Operation Devil Horns: Salvadorans Targeted in Anti-Gang ICE Raids

El Mensajero, News Report, Erika Cebreros, Translated by Elena Shore, Posted: Nov 01, 2008

Editor's Note: U.S. Immigration and Customs Enforcement (ICE)'s crackdown on the Salvadoran gang Mara Salvatrucha (MS-13) has had a much broader effect on the Salvadoran community in the San Francisco Bay Area. A three-year investigation culminating in the Oct. 22 arrest of 29 indicted suspects -- 22 of whom were alleged members of MS-13 -- also resulted in the arrest of 11 undocumented immigrants who are now undergoing deportation proceedings, and affected numerous residents who were not affiliated with the gang. El Mensajero associate editor Erika Cebreros spoke with Eugenia García, a Salvadoran American mother of five, who awoke at 6:20 a.m. to find two ICE agents in her bedroom pointing guns at her.
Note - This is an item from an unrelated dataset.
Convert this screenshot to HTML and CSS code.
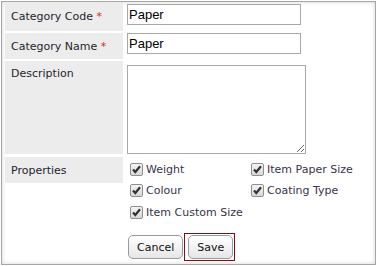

SAN FRANCISCO Eugenia García was awakened by loud shouting at about 6:20 in the morning. She opened her eyes, a little dazed and frightened, and the first thing she saw was two guns pointed at her.
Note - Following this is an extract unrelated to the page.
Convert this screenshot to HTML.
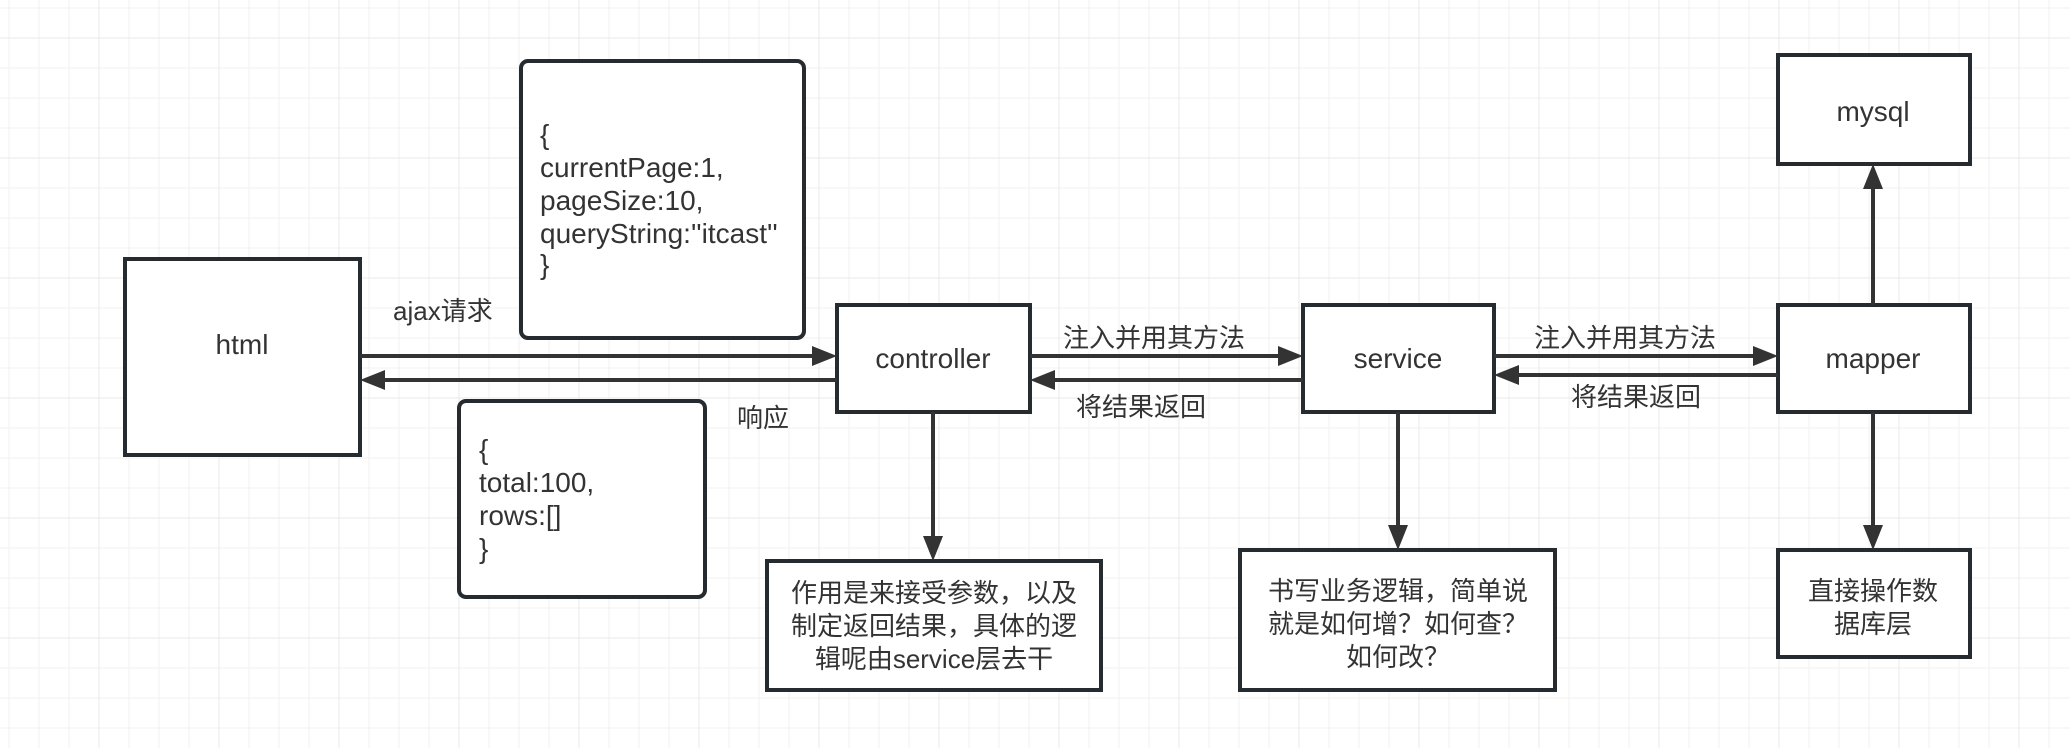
<!DOCTYPE html>
<html><head><meta charset="utf-8"><style>
html,body{margin:0;padding:0;background:#fff;}
svg{display:block;font-family:"Liberation Sans","Noto Sans CJK SC",sans-serif;}
</style></head><body>
<svg width="2070" height="748" viewBox="0 0 2070 748" xmlns="http://www.w3.org/2000/svg">
<defs>
<pattern id="minor" width="30" height="30" patternUnits="userSpaceOnUse" x="8.5" y="7.5">
<path d="M0 0V30M0 0H30" stroke="#f2f2f2" stroke-width="2" fill="none"/>
</pattern>
<pattern id="major" width="120" height="120" patternUnits="userSpaceOnUse" x="98.5" y="37.5">
<path d="M0 0V120M0 0H120" stroke="#e9e9e9" stroke-width="2" fill="none"/>
</pattern>
</defs>
<rect width="2070" height="748" fill="#fff"/>
<rect width="2070" height="748" fill="url(#minor)"/>
<rect width="2070" height="748" fill="url(#major)"/>

<g stroke="#262b30" stroke-width="4" fill="#fff">
<rect x="125" y="259" width="235" height="196"/>
<rect x="521" y="61" width="283" height="277" rx="7"/>
<rect x="459" y="401" width="246" height="196" rx="7"/>
<rect x="837" y="305" width="193" height="107"/>
<rect x="1303" y="305" width="191" height="107"/>
<rect x="1778" y="305" width="192" height="107"/>
<rect x="1778" y="55" width="192" height="109"/>
<rect x="767" y="561" width="334" height="129"/>
<rect x="1240" y="550" width="315" height="140"/>
<rect x="1778" y="550" width="192" height="107"/>
</g>

<g stroke="#333" stroke-width="4" fill="#333">
<line x1="360" y1="356" x2="814" y2="356"/><path d="M837 356L812 346L812 366z" stroke="none"/>
<line x1="837" y1="380" x2="383" y2="380"/><path d="M360 380L385 370L385 390z" stroke="none"/>
<line x1="1030" y1="356" x2="1280" y2="356"/><path d="M1303 356L1278 346L1278 366z" stroke="none"/>
<line x1="1303" y1="380" x2="1053" y2="380"/><path d="M1030 380L1055 370L1055 390z" stroke="none"/>
<line x1="1494" y1="356" x2="1755" y2="356"/><path d="M1778 356L1753 346L1753 366z" stroke="none"/>
<line x1="1778" y1="375" x2="1517" y2="375"/><path d="M1494 375L1519 365L1519 385z" stroke="none"/>
<line x1="933" y1="412" x2="933" y2="538"/><path d="M933 561L923 536L943 536z" stroke="none"/>
<line x1="1398" y1="412" x2="1398" y2="527"/><path d="M1398 550L1388 525L1408 525z" stroke="none"/>
<line x1="1873" y1="412" x2="1873" y2="527"/><path d="M1873 550L1863 525L1883 525z" stroke="none"/>
<line x1="1873" y1="305" x2="1873" y2="187"/><path d="M1873 164L1863 189L1883 189z" stroke="none"/>
</g>

<g fill="#333" font-size="28">
<text x="242" y="354" text-anchor="middle">html</text>
<text x="933" y="368" text-anchor="middle">controller</text>
<text x="1398" y="368" text-anchor="middle">service</text>
<text x="1873" y="368" text-anchor="middle">mapper</text>
<text x="1873" y="121" text-anchor="middle">mysql</text>
<text x="540" y="144">{</text>
<text x="540" y="177">currentPage:1,</text>
<text x="540" y="210">pageSize:10,</text>
<text x="540" y="243">queryString:''itcast''</text>
<text x="540" y="274">}</text>
<text x="479" y="459">{</text>
<text x="479" y="492">total:100,</text>
<text x="479" y="525">rows:[]</text>
<text x="479" y="558">}</text>
</g>
<g fill="#333" font-size="26">
<text x="393" y="320">ajax请求</text>
<text x="737" y="427">响应</text>
<text x="1063" y="347">注入并用其方法</text>
<text x="1076" y="416">将结果返回</text>
<text x="1534" y="347">注入并用其方法</text>
<text x="1571" y="406">将结果返回</text>
<text x="934" y="602" text-anchor="middle">作用是来接受参数，以及</text>
<text x="934" y="635" text-anchor="middle">制定返回结果，具体的逻</text>
<text x="934" y="668" text-anchor="middle">辑呢由service层去干</text>
<text x="1398" y="600" text-anchor="middle">书写业务逻辑，简单说</text>
<text x="1398" y="633" text-anchor="middle">就是如何增？如何查？</text>
<text x="1398" y="666" text-anchor="middle">如何改？</text>
<text x="1873" y="600" text-anchor="middle">直接操作数</text>
<text x="1873" y="633" text-anchor="middle">据库层</text>
</g>
</svg>
</body></html>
Two Immigration and Customs Enforcement (ICE) agents were in her bedroom.

A three-year ICE investigation culminated in the arrest of 29 indicted suspects, 22 of whom were alleged members of MS-13.

Minutes earlier, ICE agents had knocked on the door of the house where Eugenia lives with her husband and three of her five children in the Bayview Hunters Point neighborhood. Eugenia’s husband, Alejandro Revelo, says he let the agents in after they showed him a court order. The order, however, did not specify a name or address, according to the family.

The raid was part of an investigation dubbed "Operation Devil Horns" that focused on finding “one of the most ruthless gang cliques currently operating in the Bay Area," according to Marcy M. Forman, director of the ICE office of investigations, in a press statement released by the agency. They were looking for members of the Mara Salvatrucha, or MS-13.

The agents who showed up at the Revelo-García house on the morning of Oct. 22 were looking for the Salvadoran immigrant couple’s son-in-law – the husband of one of their older daughters. Alejandro says that even though he told them the person they were looking for did not live with them and they had no information on his whereabouts, the agents did not suspend their operation.

They continued to inspect the house and paid particular attention to one of the couples’s sons, 22-year-old Alexander, who the agents kept handcuffed for 30 minutes on the street, shivering in the cold.

Like his 18-year-old sister, Laura, and his nine-year-old brother, Roberto, Alexander was born in the United States. His parents became U.S. citizens a couple of years ago.

Eugenia has several grievances. According to Eugenia, the agents told her, “‘I don’t understand why you don’t speak English if you’re a citizen.’”

She complains that they never gave her the glass of water she asked for when she felt faint. She suffers from diabetes.

Eugenia García and Alejandro Revelo with their sons Alexander and Roberto

She also didn’t like the fact that they left her house in a mess and took mail out of her mailbox. “They took a PG&E bill – I hope they pay it,” she jokes.

But what most infuriated her was that they treated her son Alexander “like a criminal,” she says.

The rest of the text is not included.